_STATED GOAL_
Copy each line in the data that includes the word "React".

--- Start of DATASET EXCERPT ---

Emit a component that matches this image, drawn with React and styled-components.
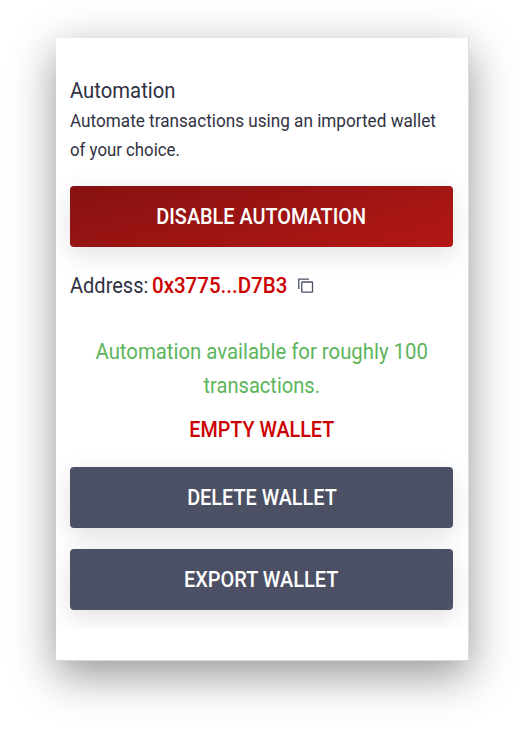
import React from "react";
import styled, { createGlobalStyle } from "styled-components";

const GlobalStyle = createGlobalStyle`
  * { box-sizing: border-box; }
  body {
    margin: 0;
    background: #fff;
    font-family: Roboto, "Open Sans", sans-serif;
    color: #303242;
  }
`;

const Page = styled.main`
  display: flow-root;
  width: 524px;
  height: 732px;
  overflow: hidden;
`;

const Card = styled.section`
  width: 413px;
  height: 623px;
  margin: 38px 0 0 56px;
  background: #fff;
  border-right: 1px solid #dedede;
  border-bottom: 1px solid #d8d8d8;
  box-shadow: 0 14px 42px rgba(0, 0, 0, 0.42);
`;

const Content = styled.div`
  height: 590px;
  padding: 38px 15px 0 14px;
  overflow: hidden;
`;

/* Condenses a line of type horizontally. */
const Condensed = styled.span`
  display: inline-block;
  white-space: nowrap;
  transform: scaleX(${(p) => p.$scale});
  transform-origin: ${(p) => (p.$centered ? "center" : "left")};
`;

const Title = styled.h1`
  margin: 0;
  font-size: 22px;
  font-weight: 400;
  line-height: 30px;
`;

const Description = styled.p`
  margin: 1px 0 21px;
  font-size: 18.5px;
  line-height: 29px;
  white-space: nowrap;
`;

const Button = styled.button`
  display: block;
  width: 383px;
  height: 61px;
  margin: 0 0 21px;
  padding: 1px 0 0;
  border: 0;
  border-radius: 4px;
  background: ${(p) =>
    p.$danger ? "linear-gradient(165deg, #861211, #b31715)" : "#4c5065"};
  box-shadow: 0 8px 26px rgba(0, 0, 0, 0.12);
  color: #fff;
  font: 500 22px/60px Roboto, sans-serif;
`;

const AddressRow = styled.div`
  display: flex;
  align-items: center;
  height: 36px;
  font-size: 22px;
  line-height: 36px;
`;

const Label = styled.span`
  width: 82px;
`;

const Address = styled.strong`
  width: 146px;
  color: #c00;
  font-weight: 500;
`;

const CopyIcon = styled.svg`
  width: 16px;
  height: 16px;
  fill: none;
  stroke: #4c5065;
  stroke-width: 1.3;
`;

const Notice = styled.p`
  margin: 31px 0 0;
  color: #5cb55c;
  font-size: 22px;
  line-height: 34px;
  text-align: center;
`;

const EmptyButton = styled.button`
  display: block;
  width: 100%;
  height: 36px;
  margin: 9px 0 19px;
  padding: 0;
  border: 0;
  background: none;
  color: #c00;
  font: 500 22px/36px Roboto, sans-serif;
`;

export default function App() {
  return (
    <>
      <GlobalStyle />
      <Page>
        <Card>
          <Content>
            <Title>
              <Condensed $scale={0.922}>Automation</Condensed>
            </Title>
            <Description>
              <Condensed $scale={0.927}>
                Automate transactions using an imported wallet
              </Condensed>
              <br />
              <Condensed $scale={0.907}>of your choice.</Condensed>
            </Description>
            <Button $danger>
              <Condensed $scale={0.903} $centered>DISABLE AUTOMATION</Condensed>
            </Button>
            <AddressRow>
              <Label>
                <Condensed $scale={0.91}>Address:</Condensed>
              </Label>
              <Address>
                <Condensed $scale={0.932}>0x3775...D7B3</Condensed>
              </Address>
              <CopyIcon viewBox="0 0 16 16" aria-label="Copy address">
                <path d="M0.8 11V1.2H11" />
                <rect x="3.8" y="4" width="10.7" height="10.2" rx="0.5" />
              </CopyIcon>
            </AddressRow>
            <Notice>
              <Condensed $scale={0.925} $centered>
                Automation available for roughly 100
              </Condensed>
              <br />
              <Condensed $scale={0.913} $centered>transactions.</Condensed>
            </Notice>
            <EmptyButton>
              <Condensed $scale={0.898} $centered>EMPTY WALLET</Condensed>
            </EmptyButton>
            <Button>
              <Condensed $scale={0.902} $centered>DELETE WALLET</Condensed>
            </Button>
            <Button>
              <Condensed $scale={0.907} $centered>EXPORT WALLET</Condensed>
            </Button>
          </Content>
        </Card>
      </Page>
    </>
  );
}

--- End of DATASET EXCERPT ---

_CORRECT RESPONSE_
Emit a component that matches this image, drawn with React and styled-components.
import React from "react";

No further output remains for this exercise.